The "Workflow". Lots of folks talk about it and try to tell you how important it is. And lots of times I try to play devil's advocate and say "don't listen to everyone else! What do they know?!" But when it comes to a good Lightroom Workflow I can't do that. It IS important. It is important to get into routines and it's important to do things over and over and over again. Lightroom can help you make better photographs. But you also need to be better with Lightroom! And a good workflow is KEY to being better when it comes to Lightroom.
When I talk about "workflow" I am talking about EVERYTHING when it comes to Lightroom and processing your photos. From Importing all the way to exporting or printing. Everything in between is your workflow and it needs to be consistent and it needs to work for you. This post is a bit of a departure as it won't be going into "how-to" much of anything in Lightroom but I wanted to share the "workflow" that works for me. It might not work for you but maybe it will give you an idea or two to create a solid and consistent workflow. It goes like this...
Once I am done shooting my workflow begins - before I even get home. I have 2 memory cards in my camera and they are identical - one is simply a back up. I remove both cards and place one in my pocket and leave one in my car. Why? Paranoia mostly. If I get into my house and there's a gas leak and my house explodes the memory card that I brought in is most likely gone. BUT since I knew there might be a terrible explosion I had a backup of my images in the car! Good thinking right? It works vice versa as well. If I'm driving home from shooting and my car catches fire the memory card in the car is most likely toast but I have one in my pocket! Yes, it seems completely ridiculous but hey you never know! (and don't worry, in both make believe scenarios everyone escapes unharmed)
Once I have safely made my way to my computer I insert my memory card and launch Lightroom. I have my Preferences set to open the Import Dialog when a memory card is inserted (we'll go over this and other preferences in the near future). Once the Import Dialog opens I get started on telling Lightroom what to do with the images. First, I tell it to Copy as DNG and then I tell it where (what Hard Drive) to place my images(we've covered all this in a previous tutorial here). Moving on from there, I then tell Lightroom to Build Previews (located below destination) and I always choose 1:1 Previews. These previews are larger and take longer to build than other previews but they give you the most accurate representation of your images. Remember, when you are viewing images in the Library Module you are viewing Previews - this is done for speed and efficiency as full size images are rather large and it would take a long time to render and load full size images.
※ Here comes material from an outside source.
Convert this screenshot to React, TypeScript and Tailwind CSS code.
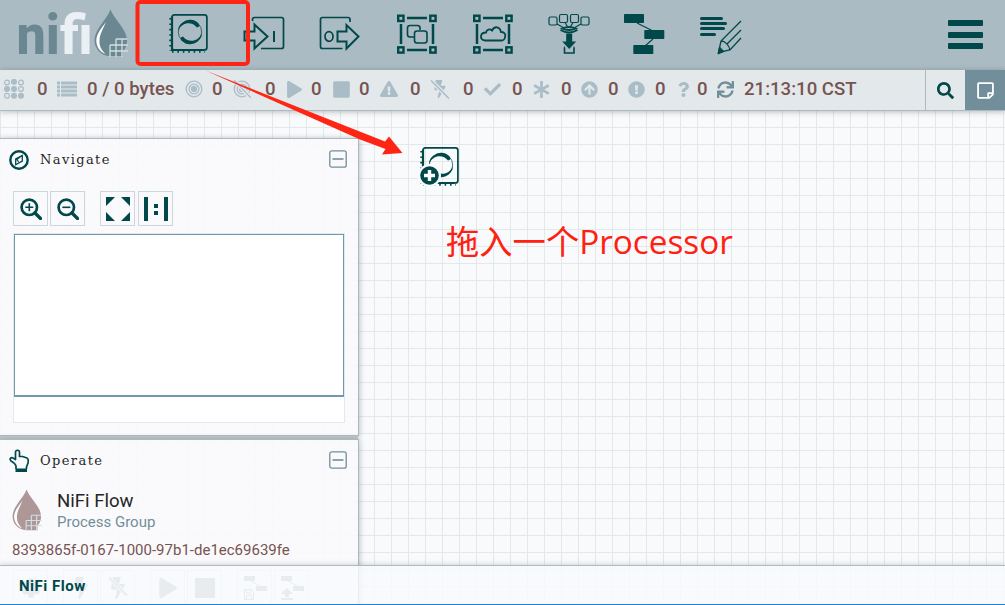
import type { ReactNode } from 'react';
import {
  FaArrowCircleUp,
  FaAsterisk,
  FaBolt,
  FaCheck,
  FaCog,
  FaExclamationCircle,
  FaExclamationTriangle,
  FaPlay,
  FaQuestion,
  FaRegStickyNote,
  FaSearch,
  FaStop,
  FaSync,
} from 'react-icons/fa';

const ProcessorIcon = () => (
  <svg width="42" height="42" viewBox="0 0 42 42" fill="none" stroke="currentColor">
    <rect x="4.9" y="1.9" width="35" height="35" rx="2.5" strokeWidth="1.7" />
    <path d="M5 4v33h32" strokeWidth="2.2" />
    <path d="M3.200 5v33M5 38.800h33" strokeWidth="1.800" strokeDasharray="1.600 3.800" />
    <circle cx="23" cy="19" r="11.700" strokeWidth=".7" />
    <g fill="currentColor" stroke="none">
      <path d="M11 18A12 12 0 0 1 31.500 10.500Q33.500 14 30 14.500C25 8 15 8.500 11 18z" />
      <path d="M11 18A12 12 0 0 1 31.500 10.500Q33.500 14 30 14.500C25 8 15 8.500 11 18z" transform="rotate(180 23 19)" />
    </g>
  </svg>
);

const InputPortIcon = () => (
  <svg width="42" height="42" viewBox="0 0 42 42" fill="none" stroke="currentColor" strokeWidth="1.7">
    <path d="M9.500 8V6.500q0-2 2-2h27q2 0 2 2v27q0 2-2 2H18" />
    <path d="M1.500 19.500h10v-7l13 12-13 12v-8h-10z" strokeWidth="2" transform="translate(0 -1)" />
    <path d="M31 18v11" strokeWidth="2" />
  </svg>
);

const OutputPortIcon = () => (
  <svg width="42" height="42" viewBox="0 0 42 42" fill="none" stroke="currentColor" strokeWidth="1.700">
    <path d="M31 9V6.500q0-2-2-2H3.500q-2 0-2 2v27q0 2 2 2h20" />
    <path d="M18.500 18.500h9V12l12 11.500-12 12v-7h-9z" strokeWidth="2" />
    <ellipse cx="10" cy="23.500" rx="4" ry="4.800" />
  </svg>
);

const GroupFrame = ({ children }: { children: ReactNode }) => (
  <svg width="42" height="42" viewBox="0 0 42 42" fill="none" stroke="currentColor">
    <path d="M11 5h20M11 37h20M5 11v20M37 11v20" strokeWidth="2.500" />
    <g strokeWidth="2.400">
      <rect x="2.200" y="2.700" width="5.300" height="5.300" />
      <rect x="34.300" y="2.700" width="5.300" height="5.300" />
      <rect x="2.200" y="34.300" width="5.300" height="5.300" />
      <rect x="34.300" y="34.300" width="5.300" height="5.300" />
    </g>
    {children}
  </svg>
);

const ProcessGroupIcon = () => (
  <GroupFrame>
    <path d="M18 24h-4q-2.500 0-2.500-2.500V15q0-2.500 2.500-2.500h7.500q2.500 0 2.500 2.500v2" strokeWidth="1.600" />
    <rect x="18.500" y="18" width="12.500" height="12" rx="2.500" strokeWidth="1.600" />
  </GroupFrame>
);

const RemoteGroupIcon = () => (
  <GroupFrame>
    <path
      d="M13 27.500c-6-1-5-8 1-8 .5-3 4-4 6-2 2.500-5 8-4 9 1.500 4 0 5 3 4 5 0 2-2 3.500-4 3.500z"
      strokeWidth="1.800"
    />
  </GroupFrame>
);

const FunnelIcon = () => (
  <svg width="42" height="42" viewBox="0 0 42 42" fill="none" stroke="currentColor" strokeWidth="1.200">
    <rect x="1" y="4" width="8" height="8" rx="1.500" />
    <rect x="11.500" y="1.500" width="8" height="8" rx="1.500" />
    <rect x="22.500" y="1.500" width="8" height="8" rx="1.500" />
    <rect x="33" y="4" width="8" height="8" rx="1.500" />
    <path d="M9 11l7 4M17 9.500l3 5M25 9.500l-3 5M33 11l-7 4" />
    <path d="M14 15.500q7-3 14 0-7 3-14 0zM12.500 17q8.500 5 17 0" strokeWidth="1.800" />
    <path d="M18.200 20.500h6v8h4l-7 7.500-7-7.500h4z" fill="currentColor" stroke="none" />
    <path d="M17 34q-.5 0-.5 1v5h9.500v-5q0-1-.5-1" strokeWidth="1.600" />
  </svg>
);

const TemplateIcon = () => (
  <svg width="42" height="42" viewBox="0 0 42 42" fill="currentColor">
    <rect x="0" y="1" width="20" height="9" rx=".8" />
    <rect x="20.300" y="17" width="20" height="9" rx=".8" />
    <rect x="9.300" y="32" width="20" height="9" rx=".8" />
    <path d="M13 10l16 8M29 26l-8 7" stroke="currentColor" strokeWidth="1.200" />
  </svg>
);

const LabelIcon = () => (
  <svg width="42" height="42" viewBox="0 0 42 42" fill="none" stroke="currentColor">
    <path d="M1.500 5.500h20M1.500 10.500h24M1.500 15.500h22M1.500 21.500h13" strokeWidth="3" strokeLinecap="round" />
    <path d="M41 8L21 28l-2.500 11.500L30 37 41 25M41 17L27 31M21 28c4 0 8 4 9 9" strokeWidth="1.300" />
    <path d="M18 41l1.500-7 4.500 4.500z" fill="currentColor" />
  </svg>
);

const Drop = ({ className }: { className?: string }) => (
  <svg viewBox="0 0 34 48" className={className}>
    <path d="M16.500.5C12 12 .5 20 .5 31.500A15.700 15.700 0 0 0 16 47h13V42q4-4 4-10.500C33 20 21 12 16.500.5z" fill="currentColor" />
    <path d="M12 13C5 22 1.500 27 2.500 34c.8 5 4 9 9 11-4-4-6.500-8-6-14C5.800 25 9 20 12 13z" fill="#fff" />
    <path d="M22 30h11M16 36h18M16 42h18M16 36v12M22 30v18M28 30v18" fill="none" stroke="#d3dde2" strokeWidth="1.300" />
  </svg>
);

const SlashedBolt = ({ size }: { size: number }) => (
  <span className="relative inline-flex w-[18px] justify-center">
    <FaBolt size={size} />
    <svg className="absolute -left-px top-0" width="20" height="19" viewBox="0 0 20 19">
      <path d="M1 .5l18 18" stroke="#e3e8eb" strokeWidth="4" />
      <path d="M1 .5l18 18" stroke="currentColor" strokeWidth="1.500" />
    </svg>
  </span>
);

const ClusterIcon = () => (
  <svg width="20" height="20" viewBox="0 0 20 20" fill="none" stroke="currentColor" strokeWidth="1.200">
    <circle cx="3" cy="3.500" r="2.400" />
    <circle cx="10" cy="2.800" r="2.400" fill="currentColor" />
    <circle cx="17" cy="3.500" r="2.400" />
    <circle cx="3" cy="10" r="2.400" fill="currentColor" />
    <circle cx="10" cy="10" r="2.400" fill="currentColor" />
    <circle cx="17" cy="10" r="2.400" />
    <circle cx="3" cy="16.800" r="2.400" />
    <circle cx="10" cy="16.800" r="2.400" fill="currentColor" />
    <circle cx="17" cy="16.800" r="2.400" fill="currentColor" />
  </svg>
);

const ListIcon = () => (
  <svg width="20" height="16" viewBox="0 0 20 16" fill="currentColor">
    <path d="M0 .5h3v3H0zM4 .5h16v3H4zM0 4.500h3v3H0zM4 4.500h16v3H4zM0 8.500h3v3H0zM4 8.500h16v3H4zM0 12.500h3v3H0zM4 12.500h16v3H4z" />
  </svg>
);

const TransmitIcon = ({ off }: { off?: boolean }) => (
  <svg width="18" height="18" viewBox="0 0 18 18" fill="none" stroke="currentColor" strokeWidth="1.300">
    <circle cx="9" cy="9" r="7.800" />
    <circle cx="9" cy="9" r="4.900" />
    <circle cx="9" cy="9" r="2.500" fill="currentColor" />
    {off && <path d="M1 0l17 18" stroke="#e3e8eb" strokeWidth="4" />}
    {off && <path d="M1 0l17 18" />}
  </svg>
);

const CompassIcon = () => (
  <svg width="20" height="20" viewBox="0 0 20 20" fill="none" stroke="currentColor">
    <circle cx="10" cy="10" r="8.700" strokeWidth="2.400" />
    <path d="M13.300 5.500v5.500l-6.600 3.700V9z" strokeWidth="1.300" />
    <path d="M13.300 5.500L6.700 9 10 12.500 8.500 9.500z" fill="currentColor" strokeWidth=".6" />
  </svg>
);

const ZoomIcon = ({ plus }: { plus?: boolean }) => (
  <svg width="22" height="22" viewBox="0 0 22 22" fill="none" stroke="currentColor">
    <circle cx="9.300" cy="9.300" r="7.700" strokeWidth="2.700" />
    <path d="M15 15l5.500 5.500" strokeWidth="3.300" strokeLinecap="round" />
    <path d={plus ? 'M5.300 9.300h8M9.300 5.300v8' : 'M5.300 9.300h8'} strokeWidth="1.600" />
  </svg>
);

const HandIcon = () => (
  <svg width="20" height="24" viewBox="0 0 20 24" fill="none" stroke="currentColor" strokeWidth="1.700">
    <path
      d="M7 20v-3c-1-3-3-4-5-5-2-2 0-4 2-3l2.500 1.500V3.500c0-3 4-3 4 0v4h3l4.500 1.500c1.500.5 1.500 2 1 5L17.500 18v2"
      strokeLinejoin="round"
    />
    <path d="M6.500 19.500h11.500V23H6.500z" fill="currentColor" stroke="none" />
  </svg>
);

const stats = [
  { icon: <ClusterIcon />, width: 'w-[53px]', slot: 'w-[33px]', value: '0' },
  { icon: <ListIcon />, width: 'w-[128px]', slot: 'w-[30px]', value: '0 / 0 bytes' },
  { icon: <TransmitIcon />, width: 'w-[48px]', slot: 'w-[27px]', value: '0' },
  { icon: <TransmitIcon off />, width: 'w-[53px]', slot: 'w-[32px]', value: '0' },
  { icon: <FaPlay size={17} />, width: 'w-[46px]', slot: 'w-[25px]', value: '0' },
  { icon: <FaStop size={19} />, width: 'w-[48px]', slot: 'w-[27px]', value: '0' },
  { icon: <FaExclamationTriangle size={18} />, width: 'w-[51px]', slot: 'w-[30px]', value: '0' },
  { icon: <SlashedBolt size={18} />, width: 'w-[53px]', slot: 'w-[32px]', value: '0' },
  { icon: <FaCheck size={17} />, width: 'w-[49px]', slot: 'w-[28px]', value: '0' },
  { icon: <FaAsterisk size={17} />, width: 'w-[48px]', slot: 'w-[28px]', value: '0' },
  { icon: <FaArrowCircleUp size={17} />, width: 'w-[47px]', slot: 'w-[27px]', value: '0' },
  { icon: <FaExclamationCircle size={17} />, width: 'w-[48px]', slot: 'w-[27px]', value: '0' },
  { icon: <FaQuestion size={15} />, width: 'w-[41px]', slot: 'w-[21px]', value: '0' },
  { icon: <FaSync size={17} className="text-[#728e9b]" />, width: 'w-[160px]', slot: 'w-[27px]', value: '21:13:10 CST' },
];

const tools = [ProcessorIcon, InputPortIcon, OutputPortIcon, ProcessGroupIcon, RemoteGroupIcon, FunnelIcon, TemplateIcon, LabelIcon];

function PanelHeader({ icon, title }: { icon: ReactNode; title: string }) {
  return (
    <div className="flex h-10 items-center pl-[9px] pr-[11px]">
      <span className="flex w-[31px] pt-px text-[#004849]">{icon}</span>
      <span className="pt-px font-['DejaVu_Serif',serif] text-[13px] tracking-[1.400px] text-[#262626]">{title}</span>
      <svg className="ml-auto text-[#728e9b]" width="18" height="18" viewBox="0 0 18 18" fill="none" stroke="currentColor" strokeWidth="1.300">
        <rect x=".8" y=".8" width="16.400" height="16.400" rx="2" />
        <path d="M3.500 9h11" strokeWidth="1.600" />
      </svg>
    </div>
  );
}

function ToolButton({ children }: { children: ReactNode }) {
  return (
    <div className="flex size-[35px] shrink-0 items-center justify-center border border-[#cbd8db] text-[#004849]">
      {children}
    </div>
  );
}

function GhostButton({ children }: { children?: ReactNode }) {
  return (
    <div className="flex size-[35px] shrink-0 items-center justify-center border border-[#ccd8db]/60 text-[#7d979d]/70">
      {children}
    </div>
  );
}

export default function App() {
  return (
    <div className="relative h-[605px] w-[1005px] overflow-hidden bg-[#f9fafc] font-['Roboto',sans-serif]">
      <header className="flex h-[70px] items-start bg-[#aabbc3] text-[#004849]">
        <svg className="h-[70px] w-[94px] shrink-0 font-['Roboto',sans-serif] text-[56px] font-extrabold" viewBox="0 0 94 70">
          <text x="16.500" y="54" textLength="76" lengthAdjust="spacingAndGlyphs">
            <tspan fill="#6a8792">ni</tspan>
            <tspan fill="#eaf0f3">fi</tspan>
          </text>
        </svg>
        <Drop className="mt-[9px] h-[48px] w-[34px] shrink-0 text-[#6a8792]" />
        <div className="mt-[13px] ml-[39px] flex gap-[34.200px]">
          {tools.map((Tool, idx) => (
            <Tool key={idx} />
          ))}
        </div>
        <div className="mt-5 mr-[22px] ml-auto flex flex-col gap-[5.500px]">
          <span className="h-[6px] w-[35px] rounded-[1px] bg-[#004849]" />
          <span className="h-[6px] w-[35px] rounded-[1px] bg-[#004849]" />
          <span className="h-[6px] w-[35px] rounded-[1px] bg-[#004849]" />
        </div>
      </header>

      <div className="relative z-10 flex h-[41px] border-b border-[#aabbc3] bg-[#e3e8eb] shadow-[0_1px_6px_rgba(0,0,0,0.25)]">
        <div className="flex w-[925px] items-center pb-[2px] pl-[4px]">
          {stats.map((stat, idx) => (
            <div key={idx} className={`flex shrink-0 items-center ${stat.width}`}>
              <span className={`flex shrink-0 text-[#aabdc7] ${stat.slot}`}>{stat.icon}</span>
              <span className="text-[18.600px] leading-[26px] font-medium whitespace-nowrap text-[#775351]">{stat.value}</span>
            </div>
          ))}
        </div>
        <div className="flex w-10 items-center justify-center border-l border-[#aabbc3] text-[#004849]">
          <FaSearch size={17} />
        </div>
        <div className="flex w-10 items-center justify-center bg-[#728e9b] text-white">
          <FaRegStickyNote size={19} />
        </div>
      </div>

      <main className="relative h-[494px] overflow-hidden bg-[linear-gradient(to_right,#e3e8eb_1px,transparent_1px),linear-gradient(to_bottom,#e3e8eb_1px,transparent_1px)] bg-[size:17px_17px] bg-[position:0_16px] pt-[27px]">
        <section className="h-[298px] w-[359px] border-y border-r border-[#aabbc3] bg-[#f9fafc]/90 shadow-[0_1px_6px_rgba(0,0,0,0.3)]">
          <PanelHeader icon={<CompassIcon />} title="Navigate" />
          <div className="mt-3 ml-[13px] flex">
            <div className="flex gap-[2px]">
              <ToolButton><ZoomIcon plus /></ToolButton>
              <ToolButton><ZoomIcon /></ToolButton>
            </div>
            <div className="ml-[15px] flex gap-[3px]">
              <ToolButton>
                <svg width="24" height="24" viewBox="0 0 24 24" fill="currentColor">
                  <path d="M0 0h9L0 9zM15 0h9v9zM0 15l9 9H0zM24 15v9h-9z" />
                </svg>
              </ToolButton>
              <ToolButton>
                <svg width="24" height="24" viewBox="0 0 24 24" fill="currentColor">
                  <path d="M0 0h4v24H0zM20 0h4v24h-4zM10 7h4v4h-4zM10 14h4v4h-4z" />
                </svg>
              </ToolButton>
            </div>
          </div>
          <div className="mt-[7px] ml-[13px] h-[190px] w-[332px] border border-[#e3e8eb] bg-white">
            <div className="h-[163px] w-[330px] border border-b-2 border-[#7098ad]" />
          </div>
        </section>

        <div className="h-[3px] w-[358px] bg-[#c5c8ca]" />

        <section className="h-[220px] w-[359px] border-t border-r border-[#aabbc3] bg-[#f9fafc]/90 shadow-[0_1px_6px_rgba(0,0,0,0.3)]">
          <PanelHeader icon={<HandIcon />} title="Operate" />
          <div className="mt-2 flex pl-[12px]">
            <Drop className="mt-px h-[42px] w-[30px] text-[#ad9897]" />
            <div className="ml-[15px] pt-[3px]">
              <div className="text-[18.600px] leading-[21px] text-[#262626]">NiFi Flow</div>
              <div className="text-[15px] leading-[20px] text-[#728e9b]">Process Group</div>
            </div>
          </div>
          <div className="mt-[8px] pl-[12px] text-[15px] leading-[20px] text-[#775351]">
            8393865f-0167-1000-97b1-de1ec69639fe
          </div>
          <div className="mt-[10px] flex pl-[13px]">
            <GhostButton><FaCog size={20} /></GhostButton>
            <div className="ml-[15px] flex gap-[2px]">
              <GhostButton><FaBolt size={22} /></GhostButton>
              <GhostButton><SlashedBolt size={22} /></GhostButton>
            </div>
            <div className="ml-[15px] flex gap-[2px]">
              <GhostButton><FaPlay size={20} /></GhostButton>
              <GhostButton>
                <span className="size-5 bg-current" />
              </GhostButton>
            </div>
            <div className="ml-[15px] flex gap-[2px]">
              <GhostButton>
                <svg width="24" height="24" viewBox="0 0 24 24" fill="currentColor">
                  <path d="M1 0h11v5H1zM13 10h11v5H13z" />
                  <path d="M8 5l9 5M1.500 13.500h7l2 2v8h-9zM3.500 14v3h4v-3M3.500 23v-4h5v4" fill="none" stroke="currentColor" />
                </svg>
              </GhostButton>
              <GhostButton>
                <svg width="24" height="24" viewBox="0 0 24 24" fill="currentColor">
                  <path d="M1 0h11v5H1zM13 10h11v5H13zM7 12l6 6h-4v3H5v-3H1zM1 22h12v2H1z" />
                  <path d="M8 5l9 5" stroke="currentColor" />
                </svg>
              </GhostButton>
            </div>
          </div>
        </section>

        {/* component being dragged onto the canvas */}
        <div className="absolute top-[35px] left-[418px] text-[#004849]">
          <ProcessorIcon />
          <svg className="absolute top-[17px] left-0 overflow-visible" width="22" height="22" viewBox="0 0 22 22">
            <circle cx="11.500" cy="12.500" r="11.500" fill="#f9fafc" />
            <circle cx="11.500" cy="12.500" r="9.300" fill="currentColor" />
            <path d="M11.500 7v11M6 12.500h11" stroke="#fff" strokeWidth="3.400" />
          </svg>
        </div>
      </main>

      <footer className="absolute bottom-0 left-0 z-10 flex h-10 w-full items-center border-t border-b border-t-[#aabbc3] border-b-[#1883d7] bg-[#f9fafc]/80 pl-[19px] shadow-[0_-1px_5px_rgba(0,0,0,0.15)]">
        <span className="pt-0.5 text-[15px] font-bold tracking-[0.500px] text-[#004849]">NiFi Flow</span>
      </footer>

      {/* annotations */}
      <svg className="pointer-events-none absolute inset-0 z-20" width="1005" height="605" viewBox="0 0 1005 605">
        <rect x="137.500" y="2" width="110.500" height="62" rx="3" fill="none" stroke="#ff2515" strokeWidth="4" />
        <path d="M205.500 70.500L385 141.500l4-5 13.500 16.500-20.500 1.500 3.500-5.500L360 139.500z" fill="#ff2515" />
      </svg>
      <p className="absolute top-[219px] left-[446px] z-20 font-['Open_Sans','Noto_Sans_CJK_SC',sans-serif] text-[33.300px] leading-[44px] whitespace-nowrap text-[#ff2010]">
        拖入一个Processor
      </p>
    </div>
  );
}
Moving down the right panel of the Import Dialog I next select Build Smart Previews and you can read why I do that here. I then tell Lightroom how to Rename my files (covered in the same tutorial as above) and finally I add a few Keywords. I then click Import. The next step is what I consider to be the most important step of my ENTIRE process and once I started doing this my final images became better than ever...
What I do next is nothing. I get up and I walk away.
This gives Lightroom ample time to build DNG files and 1:1 Previews and Smart Previews. BUT most importantly it gives me time. Time to unwind and decompress. Time to think and reevaluate the days' shoot. I will not come back until the next day. You see, for me and quite possibly for you too, creating images - the act of being outside in the elements and creating a photograph - is an experience. It is exciting and often times physically and mentally draining. It is very beneficial for me to process - use Lightroom - when I am at 100% mentally. AND most importantly stepping away removes some of the "rush" from the shoot. When I say "rush" I mean that excitement you get when you're out there and you have the composition you want and the lighting is perfect and you release that shutter at just the right time! You KNOW you got what you wanted and it is a RUSH. And all you can think about on the way home (besides I hope my car doesn't start on fire) is "I can't wait to see that ONE image!!"" It's a great feeling and I am not trying to take away from it but it clouds your judgement - at least it does mine. If you are obsessed about that ONE image you're going to ignore some potentially great shots that you may have gotten or at least not pay as close enough attention to them as they deserve. So it is incredibly important to my workflow to WALK AWAY.
Once I do come back I start going through my images - the way I showed you in this tutorial here - and using the Flag system to Pick (P) images I want to keep and Reject (X) images I don't want. Once I have them Picked, I then move on to Starring them and Color Labeling them. Once I get down to my final images I then start Developing. In the Develop module I always start with removing Chromatic Aberration and applying the Lens Profile. From there I will make some global adjustments with the Basic Panel Sliders to improve exposure, shadow value, color, etc. I will then spot with the Heal and Clone Tool - and you can see that tutorial here. Once I am done with the spotting of my image I will either Crop (tutorial here) or move on to the Develop Module Tools (those tutorials are coming soon) in order to further adjust my image on a more local level. And once that is done I will export the image and I always export a JPG version and a DNG version. The JPG version is for Social Media and my website and the DNG is to have a final RAW image with all adjustments added. I send one of each file to my hard drive and one of each file to Google Drive for cloud storage. At this point I will also almost always print one copy - usually a 12x18 - because I love having that hard copy to reward myself for all that work!
And that is my workflow. I hope you guys find that helpful and feel free share your workflow with us! I want to hear what you guys do too!!